##### DATA LINES

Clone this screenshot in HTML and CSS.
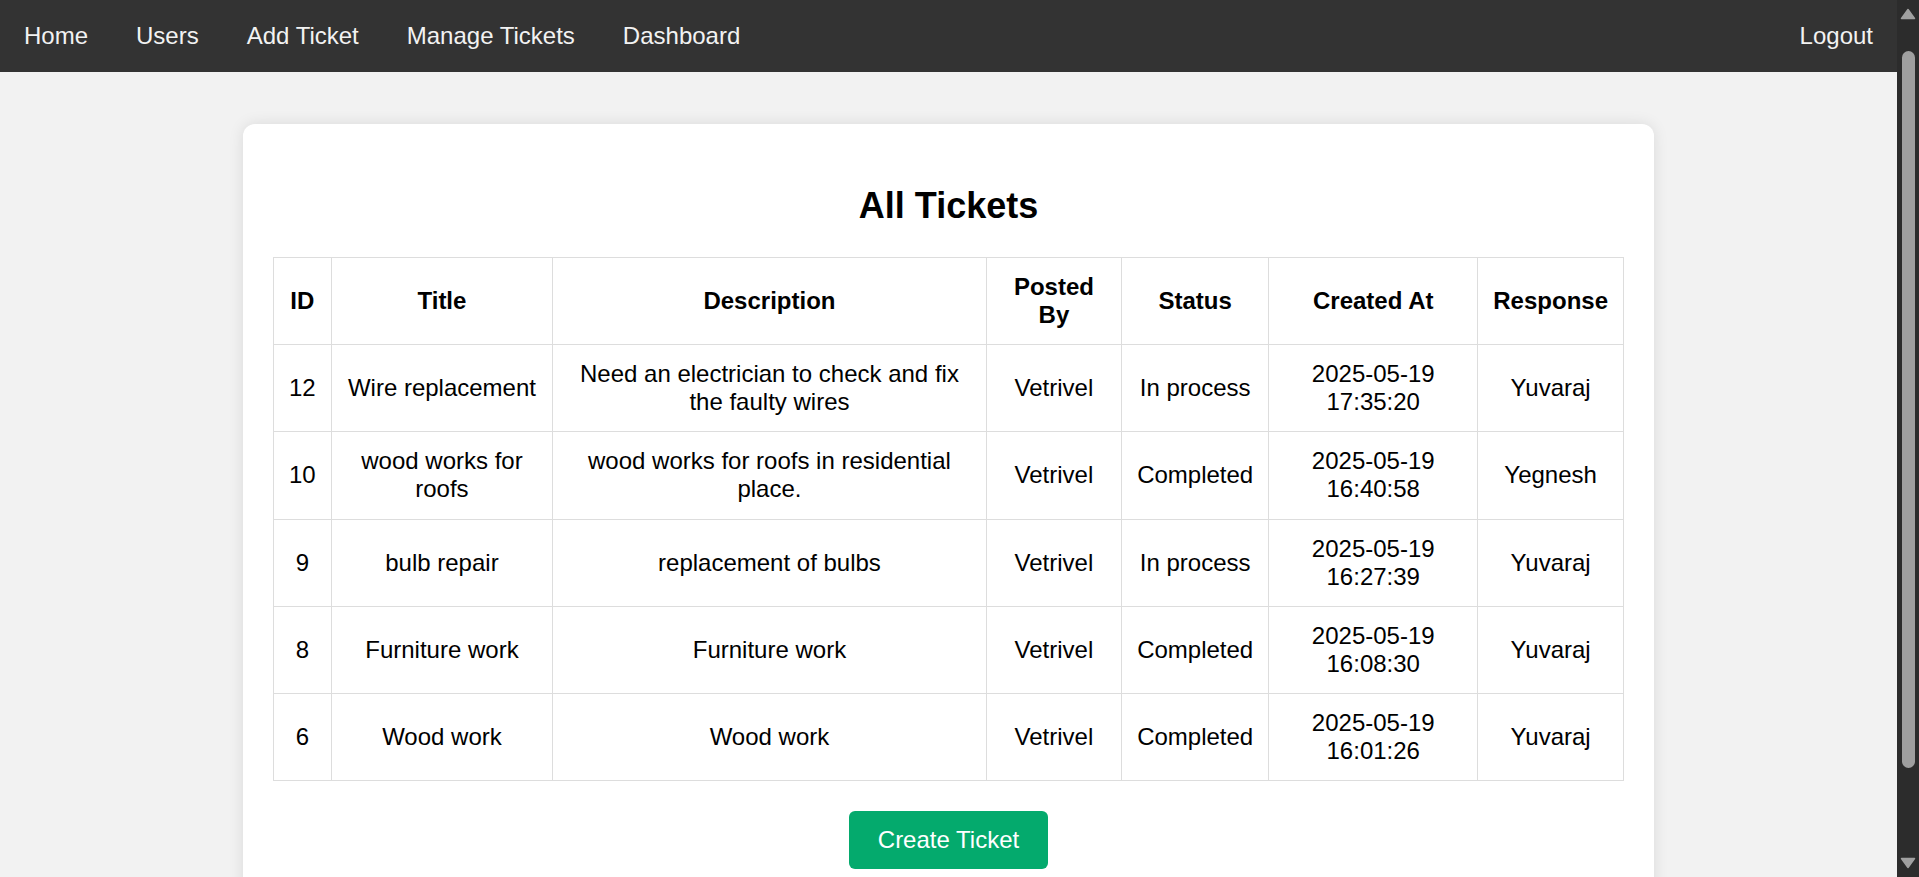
FILE: index.html
```html
<!DOCTYPE html>
<html lang="en">
<head>
<meta charset="utf-8">
<title>All Tickets</title>
<link rel="stylesheet" href="styles.css">
</head>
<body>
<div class="viewport">
  <nav class="topnav">
    <div class="nav-left">
      <a href="#">Home</a>
      <a href="#">Users</a>
      <a href="#">Add Ticket</a>
      <a href="#">Manage Tickets</a>
      <a href="#">Dashboard</a>
    </div>
    <div class="nav-right">
      <a href="#">Logout</a>
    </div>
  </nav>
  <main class="page">
    <section class="card">
      <h2 class="card-title">All Tickets</h2>
      <table class="tickets">
        <thead>
          <tr>
            <th>ID</th>
            <th>Title</th>
            <th>Description</th>
            <th>Posted By</th>
            <th>Status</th>
            <th>Created At</th>
            <th>Response</th>
          </tr>
        </thead>
        <tbody>
          <tr>
            <td>12</td>
            <td>Wire replacement</td>
            <td>Need an electrician to check and fix the faulty wires</td>
            <td>Vetrivel</td>
            <td>In process</td>
            <td>2025-05-19 17:35:20</td>
            <td>Yuvaraj</td>
          </tr>
          <tr>
            <td>10</td>
            <td>wood works for roofs</td>
            <td>wood works for roofs in residential place.</td>
            <td>Vetrivel</td>
            <td>Completed</td>
            <td>2025-05-19 16:40:58</td>
            <td>Yegnesh</td>
          </tr>
          <tr>
            <td>9</td>
            <td>bulb repair</td>
            <td>replacement of bulbs</td>
            <td>Vetrivel</td>
            <td>In process</td>
            <td>2025-05-19 16:27:39</td>
            <td>Yuvaraj</td>
          </tr>
          <tr>
            <td>8</td>
            <td>Furniture work</td>
            <td>Furniture work</td>
            <td>Vetrivel</td>
            <td>Completed</td>
            <td>2025-05-19 16:08:30</td>
            <td>Yuvaraj</td>
          </tr>
          <tr>
            <td>6</td>
            <td>Wood work</td>
            <td>Wood work</td>
            <td>Vetrivel</td>
            <td>Completed</td>
            <td>2025-05-19 16:01:26</td>
            <td>Yuvaraj</td>
          </tr>
        </tbody>
      </table>
      <div class="actions">
        <a class="btn" href="#">Create Ticket</a>
      </div>
    </section>
  </main>
</div>
<div class="scrollbar" aria-hidden="true">
  <svg class="sb-arrow" width="16" height="12" viewBox="0 0 16 12"><path d="M1.5 10.5 L8 1.5 L14.5 10.5 Z" fill="#a0a0a0" stroke="#a0a0a0" stroke-width="1.5" stroke-linejoin="round"/></svg>
  <div class="sb-thumb"></div>
  <svg class="sb-arrow sb-arrow-down" width="16" height="12" viewBox="0 0 16 12"><path d="M1.5 1.5 L14.5 1.5 L8 10.5 Z" fill="#a0a0a0" stroke="#a0a0a0" stroke-width="1.5" stroke-linejoin="round"/></svg>
</div>
</body>
</html>
```
FILE: styles.css
```css
html,
body {
  height: 100%;
}

body {
  margin: 0;
  display: flex;
  overflow: hidden;
  background: #f2f2f2;
  color: #000;
  font-family: "Liberation Sans", Arial, sans-serif;
  font-size: 24px;
  line-height: 28px;
}

.viewport {
  flex: 1;
  min-width: 0;
  height: 100%;
  overflow-y: auto;
  scrollbar-width: none;
  background: #f2f2f2;
}

.viewport::-webkit-scrollbar {
  display: none;
}

.scrollbar {
  width: 22px;
  flex: none;
  height: 100%;
  background: #2c2c2c;
  display: flex;
  flex-direction: column;
  align-items: center;
  padding: 8px 0 8px;
  box-sizing: border-box;
}

.sb-arrow {
  display: block;
  flex: none;
}

.sb-thumb {
  flex: none;
  width: 13px;
  height: 717px;
  margin: 31px 0 0 1px;
  background: #9f9f9f;
  border-radius: 7px;
}

.sb-arrow-down {
  margin-top: auto;
}

.topnav {
  display: flex;
  justify-content: space-between;
  background: #333;
}

.nav-left,
.nav-right {
  display: flex;
}

.topnav a {
  display: block;
  color: #f2f2f2;
  text-decoration: none;
  padding: 22px 24px;
  font-size: 24px;
  line-height: 28px;
}

.page {
  padding: 52px 0 51px;
}

.card {
  width: 1351px;
  margin: 0 auto;
  padding: 30px;
  background: #fff;
  border-radius: 12px;
  box-shadow: 0 0 15px rgba(0, 0, 0, 0.1);
}

.card-title {
  margin: 31px 0 30px;
  text-align: center;
  font-size: 36px;
  line-height: 42px;
  font-weight: bold;
}

.tickets {
  width: 100%;
  border-collapse: collapse;
}

.tickets th,
.tickets td {
  border: 1px solid #ddd;
  padding: 15.1px 15px;
  text-align: center;
  vertical-align: middle;
}

.tickets th {
  font-weight: bold;
}

.actions {
  display: flex;
  justify-content: center;
  margin-top: 30px;
}

.btn {
  display: inline-block;
  background: #04aa6d;
  color: #fff;
  text-decoration: none;
  padding: 15px 29px;
  border-radius: 6px;
  font-size: 24px;
  line-height: 28px;
}
```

##########

▶ [EXERCISE PROMPT]: Copy the listing word for word, excluding its pictures.

▶ [WRITTEN ANSWER]:
Clone this screenshot in HTML and CSS.
FILE: index.html
```html
<!DOCTYPE html>
<html lang="en">
<head>
<meta charset="utf-8">
<title>All Tickets</title>
<link rel="stylesheet" href="styles.css">
</head>
<body>
<div class="viewport">
  <nav class="topnav">
    <div class="nav-left">
      <a href="#">Home</a>
      <a href="#">Users</a>
      <a href="#">Add Ticket</a>
      <a href="#">Manage Tickets</a>
      <a href="#">Dashboard</a>
    </div>
    <div class="nav-right">
      <a href="#">Logout</a>
    </div>
  </nav>
  <main class="page">
    <section class="card">
      <h2 class="card-title">All Tickets</h2>
      <table class="tickets">
        <thead>
          <tr>
            <th>ID</th>
            <th>Title</th>
            <th>Description</th>
            <th>Posted By</th>
            <th>Status</th>
            <th>Created At</th>
            <th>Response</th>
          </tr>
        </thead>
        <tbody>
          <tr>
            <td>12</td>
            <td>Wire replacement</td>
            <td>Need an electrician to check and fix the faulty wires</td>
            <td>Vetrivel</td>
            <td>In process</td>
            <td>2025-05-19 17:35:20</td>
            <td>Yuvaraj</td>
          </tr>
          <tr>
            <td>10</td>
            <td>wood works for roofs</td>
            <td>wood works for roofs in residential place.</td>
            <td>Vetrivel</td>
            <td>Completed</td>
            <td>2025-05-19 16:40:58</td>
            <td>Yegnesh</td>
          </tr>
          <tr>
            <td>9</td>
            <td>bulb repair</td>
            <td>replacement of bulbs</td>
            <td>Vetrivel</td>
            <td>In process</td>
            <td>2025-05-19 16:27:39</td>
            <td>Yuvaraj</td>
          </tr>
          <tr>
            <td>8</td>
            <td>Furniture work</td>
            <td>Furniture work</td>
            <td>Vetrivel</td>
            <td>Completed</td>
            <td>2025-05-19 16:08:30</td>
            <td>Yuvaraj</td>
          </tr>
          <tr>
            <td>6</td>
            <td>Wood work</td>
            <td>Wood work</td>
            <td>Vetrivel</td>
            <td>Completed</td>
            <td>2025-05-19 16:01:26</td>
            <td>Yuvaraj</td>
          </tr>
        </tbody>
      </table>
      <div class="actions">
        <a class="btn" href="#">Create Ticket</a>
      </div>
    </section>
  </main>
</div>
<div class="scrollbar" aria-hidden="true">
  <svg class="sb-arrow" width="16" height="12" viewBox="0 0 16 12"><path d="M1.5 10.5 L8 1.5 L14.5 10.5 Z" fill="#a0a0a0" stroke="#a0a0a0" stroke-width="1.5" stroke-linejoin="round"/></svg>
  <div class="sb-thumb"></div>
  <svg class="sb-arrow sb-arrow-down" width="16" height="12" viewBox="0 0 16 12"><path d="M1.5 1.5 L14.5 1.5 L8 10.5 Z" fill="#a0a0a0" stroke="#a0a0a0" stroke-width="1.5" stroke-linejoin="round"/></svg>
</div>
</body>
</html>
```
FILE: styles.css
```css
html,
body {
  height: 100%;
}

body {
  margin: 0;
  display: flex;
  overflow: hidden;
  background: #f2f2f2;
  color: #000;
  font-family: "Liberation Sans", Arial, sans-serif;
  font-size: 24px;
  line-height: 28px;
}

.viewport {
  flex: 1;
  min-width: 0;
  height: 100%;
  overflow-y: auto;
  scrollbar-width: none;
  background: #f2f2f2;
}

.viewport::-webkit-scrollbar {
  display: none;
}

.scrollbar {
  width: 22px;
  flex: none;
  height: 100%;
  background: #2c2c2c;
  display: flex;
  flex-direction: column;
  align-items: center;
  padding: 8px 0 8px;
  box-sizing: border-box;
}

.sb-arrow {
  display: block;
  flex: none;
}

.sb-thumb {
  flex: none;
  width: 13px;
  height: 717px;
  margin: 31px 0 0 1px;
  background: #9f9f9f;
  border-radius: 7px;
}

.sb-arrow-down {
  margin-top: auto;
}

.topnav {
  display: flex;
  justify-content: space-between;
  background: #333;
}

.nav-left,
.nav-right {
  display: flex;
}

.topnav a {
  display: block;
  color: #f2f2f2;
  text-decoration: none;
  padding: 22px 24px;
  font-size: 24px;
  line-height: 28px;
}

.page {
  padding: 52px 0 51px;
}

.card {
  width: 1351px;
  margin: 0 auto;
  padding: 30px;
  background: #fff;
  border-radius: 12px;
  box-shadow: 0 0 15px rgba(0, 0, 0, 0.1);
}

.card-title {
  margin: 31px 0 30px;
  text-align: center;
  font-size: 36px;
  line-height: 42px;
  font-weight: bold;
}

.tickets {
  width: 100%;
  border-collapse: collapse;
}

.tickets th,
.tickets td {
  border: 1px solid #ddd;
  padding: 15.1px 15px;
  text-align: center;
  vertical-align: middle;
}

.tickets th {
  font-weight: bold;
}

.actions {
  display: flex;
  justify-content: center;
  margin-top: 30px;
}

.btn {
  display: inline-block;
  background: #04aa6d;
  color: #fff;
  text-decoration: none;
  padding: 15px 29px;
  border-radius: 6px;
  font-size: 24px;
  line-height: 28px;
}
```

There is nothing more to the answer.